DGrid AI Solves Major Flaw in Decentralized AI Scoring

8 min read
3 views
Jun 18, 2026

Financial market analysis from 18/06/2026. Market conditions may have changed since publication.

Imagine running a massive network of AI models spread across the globe, where thousands of independent nodes generate responses to user queries every second. The big question has always been: how do you fairly decide which ones deserve payment when there’s often no obvious right or wrong answer? This challenge has held back decentralized AI for years, but a fresh approach from DGrid AI might just change the game.

I’ve followed developments in this space for some time, and the frustration around quality assessment in open environments is real. Without a perfect reference, most systems struggled. Yet the latest research paper from the team introduces something genuinely practical that feels like a meaningful step forward.

The Persistent Challenge in Decentralized AI Networks

Decentralized inference networks operate on a simple but powerful idea. Anyone can run a node, load up language models, and start serving user requests. The beauty lies in the distribution – no single company controls everything, and the system can theoretically scale massively while remaining censorship-resistant. But this freedom creates a thorny problem when it comes time to pay the nodes.

How exactly do you measure the quality of an AI response in real time, especially for creative, open-ended, or subjective questions?
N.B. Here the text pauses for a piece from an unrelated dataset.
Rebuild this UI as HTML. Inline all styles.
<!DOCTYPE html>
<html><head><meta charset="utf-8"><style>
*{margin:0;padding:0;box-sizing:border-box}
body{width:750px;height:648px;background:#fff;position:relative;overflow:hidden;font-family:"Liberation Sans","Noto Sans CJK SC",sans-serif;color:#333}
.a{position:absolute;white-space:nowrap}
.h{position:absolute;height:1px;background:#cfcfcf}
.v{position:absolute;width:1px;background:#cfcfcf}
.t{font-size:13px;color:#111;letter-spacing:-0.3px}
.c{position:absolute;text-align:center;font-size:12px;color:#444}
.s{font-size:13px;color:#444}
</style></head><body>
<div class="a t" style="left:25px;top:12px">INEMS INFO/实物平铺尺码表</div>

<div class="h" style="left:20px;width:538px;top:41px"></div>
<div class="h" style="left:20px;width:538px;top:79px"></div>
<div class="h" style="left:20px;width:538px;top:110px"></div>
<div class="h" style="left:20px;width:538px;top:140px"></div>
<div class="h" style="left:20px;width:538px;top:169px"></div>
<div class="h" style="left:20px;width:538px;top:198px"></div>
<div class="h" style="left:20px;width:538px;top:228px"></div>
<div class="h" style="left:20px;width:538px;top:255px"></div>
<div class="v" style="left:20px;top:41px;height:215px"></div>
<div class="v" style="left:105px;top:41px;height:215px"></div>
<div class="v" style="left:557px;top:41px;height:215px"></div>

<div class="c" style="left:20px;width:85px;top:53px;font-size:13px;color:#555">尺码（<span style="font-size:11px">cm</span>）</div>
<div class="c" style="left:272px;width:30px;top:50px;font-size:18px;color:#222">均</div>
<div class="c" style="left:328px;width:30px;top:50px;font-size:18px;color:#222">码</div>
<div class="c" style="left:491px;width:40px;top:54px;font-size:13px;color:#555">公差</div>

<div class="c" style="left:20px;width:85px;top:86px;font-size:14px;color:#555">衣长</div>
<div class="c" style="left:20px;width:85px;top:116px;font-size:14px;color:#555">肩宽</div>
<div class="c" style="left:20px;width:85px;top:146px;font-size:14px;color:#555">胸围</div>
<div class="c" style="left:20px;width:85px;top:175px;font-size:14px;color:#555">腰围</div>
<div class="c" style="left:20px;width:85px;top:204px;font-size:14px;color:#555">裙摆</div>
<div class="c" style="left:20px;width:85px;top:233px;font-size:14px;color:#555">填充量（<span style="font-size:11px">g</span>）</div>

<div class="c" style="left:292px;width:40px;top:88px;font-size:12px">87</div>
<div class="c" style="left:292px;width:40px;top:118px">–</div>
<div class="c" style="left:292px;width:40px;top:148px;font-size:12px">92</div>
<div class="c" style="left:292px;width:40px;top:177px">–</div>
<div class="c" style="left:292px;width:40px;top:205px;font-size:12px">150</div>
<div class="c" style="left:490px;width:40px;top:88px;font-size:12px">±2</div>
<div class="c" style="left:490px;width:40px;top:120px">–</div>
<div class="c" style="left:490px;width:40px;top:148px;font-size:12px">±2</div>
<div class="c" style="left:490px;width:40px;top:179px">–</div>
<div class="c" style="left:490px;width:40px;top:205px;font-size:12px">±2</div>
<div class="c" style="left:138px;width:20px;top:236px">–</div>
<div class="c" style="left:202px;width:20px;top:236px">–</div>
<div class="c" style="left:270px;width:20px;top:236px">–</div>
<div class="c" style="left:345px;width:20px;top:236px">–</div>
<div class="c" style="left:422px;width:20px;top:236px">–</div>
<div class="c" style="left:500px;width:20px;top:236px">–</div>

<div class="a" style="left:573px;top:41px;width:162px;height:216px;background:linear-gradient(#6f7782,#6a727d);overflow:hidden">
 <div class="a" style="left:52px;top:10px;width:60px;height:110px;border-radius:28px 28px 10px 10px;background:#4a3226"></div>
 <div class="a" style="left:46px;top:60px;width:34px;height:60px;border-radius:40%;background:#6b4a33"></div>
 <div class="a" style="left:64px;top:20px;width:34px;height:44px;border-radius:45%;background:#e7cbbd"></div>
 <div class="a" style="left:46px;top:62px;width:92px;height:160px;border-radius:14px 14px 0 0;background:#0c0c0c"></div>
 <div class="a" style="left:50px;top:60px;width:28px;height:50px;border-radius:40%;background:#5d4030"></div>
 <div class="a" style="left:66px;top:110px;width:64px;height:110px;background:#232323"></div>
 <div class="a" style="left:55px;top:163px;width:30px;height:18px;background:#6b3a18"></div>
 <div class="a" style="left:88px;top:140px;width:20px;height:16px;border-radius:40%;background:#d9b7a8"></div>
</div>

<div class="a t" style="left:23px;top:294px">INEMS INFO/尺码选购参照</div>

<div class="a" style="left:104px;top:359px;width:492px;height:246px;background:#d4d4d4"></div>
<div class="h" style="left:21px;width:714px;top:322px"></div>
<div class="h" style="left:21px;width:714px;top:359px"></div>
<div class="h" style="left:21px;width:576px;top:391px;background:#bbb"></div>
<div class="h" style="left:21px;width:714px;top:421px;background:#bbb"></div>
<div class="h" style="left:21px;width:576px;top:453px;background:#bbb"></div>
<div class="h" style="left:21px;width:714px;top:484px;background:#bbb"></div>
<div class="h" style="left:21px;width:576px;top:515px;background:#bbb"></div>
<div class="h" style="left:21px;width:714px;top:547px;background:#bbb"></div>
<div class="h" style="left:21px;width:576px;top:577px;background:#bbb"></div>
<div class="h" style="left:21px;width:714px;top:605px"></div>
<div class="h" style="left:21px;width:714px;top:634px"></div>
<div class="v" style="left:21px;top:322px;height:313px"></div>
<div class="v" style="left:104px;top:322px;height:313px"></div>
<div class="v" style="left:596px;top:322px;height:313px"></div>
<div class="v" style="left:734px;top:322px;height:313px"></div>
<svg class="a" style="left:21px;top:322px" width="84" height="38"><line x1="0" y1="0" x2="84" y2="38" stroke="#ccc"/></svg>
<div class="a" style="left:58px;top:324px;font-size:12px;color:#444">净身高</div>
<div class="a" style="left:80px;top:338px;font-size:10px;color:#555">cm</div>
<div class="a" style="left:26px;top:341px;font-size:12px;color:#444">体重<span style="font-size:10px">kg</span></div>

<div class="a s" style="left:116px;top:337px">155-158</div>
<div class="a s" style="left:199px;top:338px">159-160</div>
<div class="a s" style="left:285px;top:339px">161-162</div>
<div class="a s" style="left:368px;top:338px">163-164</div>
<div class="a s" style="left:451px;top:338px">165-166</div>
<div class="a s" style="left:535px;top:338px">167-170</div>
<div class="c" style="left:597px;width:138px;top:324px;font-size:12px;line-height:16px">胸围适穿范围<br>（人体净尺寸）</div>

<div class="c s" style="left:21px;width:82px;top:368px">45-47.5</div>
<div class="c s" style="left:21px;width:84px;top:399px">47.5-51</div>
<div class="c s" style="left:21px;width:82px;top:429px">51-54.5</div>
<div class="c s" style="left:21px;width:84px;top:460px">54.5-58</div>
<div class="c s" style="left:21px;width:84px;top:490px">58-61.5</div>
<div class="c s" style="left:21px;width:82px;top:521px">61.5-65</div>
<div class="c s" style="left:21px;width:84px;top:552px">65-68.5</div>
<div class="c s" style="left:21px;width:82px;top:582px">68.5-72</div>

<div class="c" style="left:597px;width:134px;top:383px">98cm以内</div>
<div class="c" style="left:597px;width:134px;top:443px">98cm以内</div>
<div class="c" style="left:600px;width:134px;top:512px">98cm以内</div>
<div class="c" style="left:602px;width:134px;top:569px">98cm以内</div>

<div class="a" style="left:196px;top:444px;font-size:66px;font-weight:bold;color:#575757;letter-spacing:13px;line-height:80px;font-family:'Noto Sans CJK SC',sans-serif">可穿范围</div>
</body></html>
Traditional methods relied heavily on having a “ground truth” answer to compare against. In controlled benchmarks, this works fine. In the wild, where users ask anything from recipe ideas to complex analysis, that perfect reference simply doesn’t exist.
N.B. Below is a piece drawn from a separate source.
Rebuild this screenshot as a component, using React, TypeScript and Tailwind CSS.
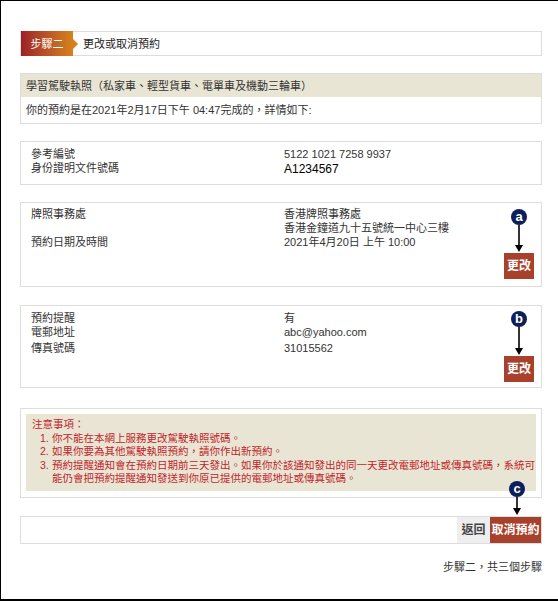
import React from 'react'

const font = "font-['Liberation_Sans','Noto_Sans_CJK_TC',sans-serif]"

function Marker({ letter, top, left, len }: { letter: string; top: number; left: number; len: number }) {
  return (
    <div className="absolute flex w-[16px] flex-col items-center" style={{ top, left }}>
      <div className="flex h-[16px] w-[16px] items-center justify-center rounded-full bg-[#0c1f5b] pb-[2px] text-[13px] font-bold leading-none text-white">
        {letter}
      </div>
      <svg width="16" height={len} viewBox={`0 0 16 ${len}`}>
        <line x1="8" y1="0" x2="8" y2={len - 5} stroke="#000" strokeWidth="1.6" />
        <polygon points={`4,${len - 7} 12,${len - 7} 8,${len}`} fill="#000" />
      </svg>
    </div>
  )
}

function EditButton() {
  return (
    <div className="flex justify-end pr-[7px]">
      <button className="h-[26px] w-[30px] bg-[#a8412b] text-[12px] font-bold text-white">更改</button>
    </div>
  )
}

export default function App() {
  return (
    <div className={`${font} relative h-[603px] w-[558px] overflow-hidden bg-white text-[11px] leading-[14px] text-[#333]`}>
      <div className="h-[601px] border-b-2 border-l border-t border-black pl-[19px] pr-[16px] pt-[30px]">
        {/* step header */}
        <div className="flex h-[25px] items-center border border-[#ddd]">
          <div className="relative flex h-[25px] w-[52px] items-center justify-center bg-gradient-to-r from-[#9d1f26] to-[#d4821d] text-white">
            步驟二
            <span className="absolute left-[52px] top-[8px] h-0 w-0 border-y-[5px] border-l-[5px] border-y-transparent border-l-[#d4821d]" />
          </div>
          <span className="ml-[10px] text-[#222]">更改或取消預約</span>
        </div>

        {/* licence summary */}
        <div className="mt-[17px] border border-[#ddd]">
          <div className="flex h-[23px] items-center bg-[#e9e5d5] pl-[5px]">學習駕駛執照（私家車、輕型貨車、電單車及機動三輪車）</div>
          <div className="flex h-[26px] items-center pl-[5px]">你的預約是在2021年2月17日下午 04:47完成的，詳情如下:</div>
        </div>

        {/* reference */}
        <div className="mt-[17px] grid grid-cols-[253px_1fr] border border-[#ddd] px-[10px] pb-[7px] pt-[5px]">
          <div>參考編號</div>
          <div>5122 1021 7258 9937</div>
          <div>身份證明文件號碼</div>
          <div className="text-[12px] leading-[16px] text-black">A1234567</div>
        </div>

        {/* office */}
        <div className="mt-[17px] border border-[#ddd] pb-[7px] pt-[4px]">
          <div className="grid grid-cols-[253px_1fr] px-[10px]">
            <div>牌照事務處</div>
            <div>
              香港牌照事務處
              <br />
              香港金鐘道九十五號統一中心三樓
            </div>
            <div>預約日期及時間</div>
            <div>2021年4月20日 上午 10:00</div>
          </div>
          <div className="mt-[4px]">
            <EditButton />
          </div>
        </div>

        {/* reminder */}
        <div className="mt-[18px] border border-[#ddd] pb-[5px] pt-[5px]">
          <div className="grid grid-cols-[253px_1fr] px-[10px]">
            <div>預約提醒</div>
            <div>有</div>
            <div>電郵地址</div>
            <div>abc@yahoo.com</div>
            <div className="mt-[2px]">傳真號碼</div>
            <div className="mt-[2px]">31015562</div>
          </div>
          <div className="mt-[1px]">
            <EditButton />
          </div>
        </div>

        {/* notes */}
        <div className="mt-[20px] border border-[#ddd] px-[5px] pb-[6px] pt-[5px]">
          <div className="bg-[#e9e5d5] pb-[5px] pl-[6px] pt-[4px] text-[10.5px] leading-[13.5px] text-[#c0262b]">
            <div>注意事項：</div>
            <ol className="pl-[8px]">
              <li className="flex">
                <span className="w-[12px]">1.</span>
                <span>你不能在本網上服務更改駕駛執照號碼。</span>
              </li>
              <li className="flex">
                <span className="w-[12px]">2.</span>
                <span>如果你要為其他駕駛執照預約，請你作出新預約。</span>
              </li>
              <li className="flex">
                <span className="w-[12px] shrink-0">3.</span>
                <span>預約提醒通知會在預約日期前三天發出。如果你於該通知發出的同一天更改電郵地址或傳真號碼，系統可能仍會把預約提醒通知發送到你原已提供的電郵地址或傳真號碼。</span>
              </li>
            </ol>
          </div>
        </div>

        {/* action bar */}
        <div className="mt-[18px] flex h-[28px] justify-end border border-[#ddd]">
          <button className="w-[33px] bg-[#eeeeee] text-[12px] font-bold text-[#444]">返回</button>
          <button className="w-[51px] bg-[#a8412b] text-[12px] font-bold text-white">取消預約</button>
        </div>

        <div className="mt-[16px] text-right">步驟二，共三個步驟</div>
      </div>

      <Marker letter="a" top={209} left={511} len={27} />
      <Marker letter="b" top={311} left={511} len={28} />
      <Marker letter="c" top={481} left={509} len={18} />
    </div>
  )
}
Early attempts at solving this used various heuristics, from basic similarity metrics to more advanced natural language inference models. Most fell short. Some even showed negative correlations, meaning they were more likely to reward bad outputs than good ones. Not exactly the foundation you want for a functioning economy of AI services.

Why Reference-Based Scoring Hits a Wall

The core limitation became clear pretty quickly. Semantic similarity measures, like cosine distance in embedding space, need something solid to measure against. Without that anchor, they drift. Off-the-shelf tools designed for other purposes performed even worse in these reference-free scenarios.
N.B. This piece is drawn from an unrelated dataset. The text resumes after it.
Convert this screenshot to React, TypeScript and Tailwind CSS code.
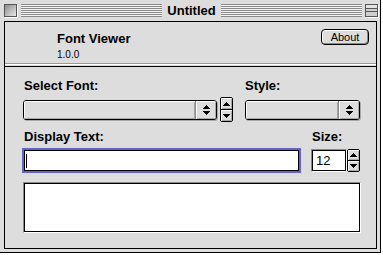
import React from "react";

const stripes =
  "bg-[repeating-linear-gradient(to_bottom,#8a8a8a_0px,#8a8a8a_1px,#f4f4f4_1px,#f4f4f4_2px)]";

const UpArrow = () => (
  <svg width="7" height="4" viewBox="0 0 7 4" shapeRendering="crispEdges">
    <path d="M3 0h1v1h-1zM2 1h3v1h-3zM1 2h5v1h-5zM0 3h7v1h-7z" fill="#000" />
  </svg>
);

const DownArrow = () => (
  <svg width="7" height="4" viewBox="0 0 7 4" shapeRendering="crispEdges">
    <path d="M0 0h7v1h-7zM1 1h5v1h-5zM2 2h3v1h-3zM3 3h1v1h-1z" fill="#000" />
  </svg>
);

const Popup = ({ width }: { width: string }) => (
  <div
    className={`${width} h-[20px] rounded-[3px] border border-black bg-[#dddddd] shadow-[1px_1px_0_#a8a8a8] flex overflow-hidden`}
  >
    <div className="flex-1 shadow-[inset_1px_1px_0_#ffffff,inset_-1px_-1px_0_#a8a8a8]" />
    <div className="w-[21px] border-l border-[#8a8a8a] flex flex-col items-center justify-center gap-[2px] shadow-[inset_1px_1px_0_#ffffff,inset_-1px_-1px_0_#a8a8a8]">
      <UpArrow />
      <DownArrow />
    </div>
  </div>
);

const Stepper = ({ height }: { height: string }) => (
  <div
    className={`w-[13px] ${height} border border-black rounded-[2px] bg-[#dddddd] flex flex-col overflow-hidden`}
  >
    <div className="flex-1 border-b border-black flex items-center justify-center shadow-[inset_1px_1px_0_#ffffff,inset_-1px_-1px_0_#a8a8a8]">
      <UpArrow />
    </div>
    <div className="flex-1 flex items-center justify-center shadow-[inset_1px_1px_0_#ffffff,inset_-1px_-1px_0_#a8a8a8]">
      <DownArrow />
    </div>
  </div>
);

export default function App() {
  return (
    <div className="w-[383px] h-[255px] bg-white text-black font-['Liberation_Sans',Arial,sans-serif]">
      <div className="w-[381px] h-[253px] bg-[#dddddd] border-r border-b border-black flex flex-col">
        {/* title bar */}
        <div className="h-[21px] shrink-0 flex items-center pl-[4px] pr-[2px]">
          <div className="w-[13px] h-[13px] border border-[#555555] shadow-[1px_1px_0_#ffffff] bg-[linear-gradient(135deg,#8c8c8c,#e8e8e8)]" />
          <div className={`flex-1 h-[13px] ml-[4px] ${stripes}`} />
          <span className="px-[5px] text-[13px] font-bold leading-[13px]">
            Untitled
          </span>
          <div className={`flex-1 h-[13px] mr-[3px] ${stripes}`} />
          <div className="w-[13px] h-[13px] border border-[#555555] shadow-[1px_1px_0_#ffffff] bg-[#cfcfcf] flex flex-col">
            <div className="h-[4px] border-b border-[#555555] bg-[#e4e4e4]" />
            <div className="h-[3px] border-b border-[#555555]" />
          </div>
        </div>

        {/* content */}
        <div className="flex-1 ml-[4px] mr-[3px] mb-[3px] border border-black flex flex-col">
          <div className="h-[42px] shrink-0 border-b border-[#9a9a9a] flex items-start justify-between pl-[52px] pr-[7px] pt-[7px]">
            <div className="mt-[2px]">
              <div className="text-[13px] font-bold leading-[15px]">
                Font Viewer
              </div>
              <div className="mt-[3px] text-[10px] leading-[12px]">1.0.0</div>
            </div>
            <button className="w-[48px] h-[16px] rounded-[4px] border border-black bg-[#dddddd] shadow-[inset_1px_1px_0_#ffffff,inset_-1px_-1px_0_#8a8a8a] text-[11px] leading-[14px]">
              About
            </button>
          </div>
          <div className="h-px bg-white shrink-0" />
          <div className="h-px shrink-0" />
          <div className="h-px bg-black shrink-0" />

          <div className="flex-1 pl-[18px] pt-[11px]">
            {/* font + style row */}
            <div className="flex">
              <div>
                <div className="ml-[1px] text-[13px] font-bold leading-[15px]">
                  Select Font:
                </div>
                <div className="mt-[4px] h-[25px] flex items-center gap-[3px]">
                  <Popup width="w-[194px]" />
                  <Stepper height="h-[25px]" />
                </div>
              </div>
              <div className="ml-[12px]">
                <div className="text-[13px] font-bold leading-[15px]">
                  Style:
                </div>
                <div className="mt-[4px] h-[25px] flex items-center">
                  <Popup width="w-[115px]" />
                </div>
              </div>
            </div>

            {/* display text + size row */}
            <div className="mt-[7px] flex">
              <div>
                <div className="ml-[1px] text-[13px] font-bold leading-[15px]">
                  Display Text:
                </div>
                <div className="mt-[6px] ml-[1px] w-[275px] h-[21px] bg-white border border-black outline-2 outline-solid outline-[#6464c8] flex items-center">
                  <div className="ml-[1px] w-px h-[14px] bg-black" />
                </div>
              </div>
              <div className="ml-[12px]">
                <div className="ml-[1px] text-[13px] font-bold leading-[15px]">
                  Size:
                </div>
                <div className="mt-[5px] flex">
                  <div className="w-[36px] h-[23px] border-t border-l border-[#8a8a8a] border-b border-r border-b-white border-r-white">
                    <div className="w-full h-full bg-white border border-black flex items-center pl-[3px] text-[13px] leading-none">
                      12
                    </div>
                  </div>
                  <Stepper height="h-[23px]" />
                </div>
              </div>
            </div>

            {/* output */}
            <div className="mt-[10px] w-[338px] h-[51px] border-t border-l border-[#8a8a8a] border-b border-r border-b-white border-r-white">
              <div className="w-full h-full bg-white border border-black" />
            </div>
          </div>
        </div>
      </div>
    </div>
  );
}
The strongest signal the team had was semantic similarity… That works in benchmark environments where reference answers exist. It does not work in a live network where users are asking open-ended questions.

This isn’t just a minor technical hiccup. It affects the entire incentive structure. Nodes that produce high-quality work might go unrewarded, while others gaming the system could collect more than their fair share. Over time, this distorts the network, reduces overall quality, and undermines trust.

What makes DGrid AI’s work stand out is their methodical, incremental approach. Rather than promising a magic bullet, they’ve been publishing a series of papers that build on each other, addressing one layer of the problem at a time. This latest installment focuses squarely on the evaluation signal itself.

Introducing Specialized AI Judges for Quality Assessment

Instead of forcing existing models into a role they weren’t designed for, the researchers trained dedicated judge models from the ground up for reference-free scoring. These models take just two inputs: the original question and the generated response. No correct answer required. They output a clean score from 0 to 10.

They developed three versions with different trade-offs between speed and accuracy:

  • A lightweight TextCNN model with around 10 million parameters that can evaluate in about 1 millisecond
  • A middle-ground MiniLM option at 22 million parameters taking roughly 13 milliseconds
  • A more capable DeBERTa-based judge with 184 million parameters that delivers higher accuracy in around 15 milliseconds

This range matters because in a real decentralized network, cost and latency directly impact viability. Being able to choose the right tool for different situations could make the difference between a system that works in theory and one that thrives in practice.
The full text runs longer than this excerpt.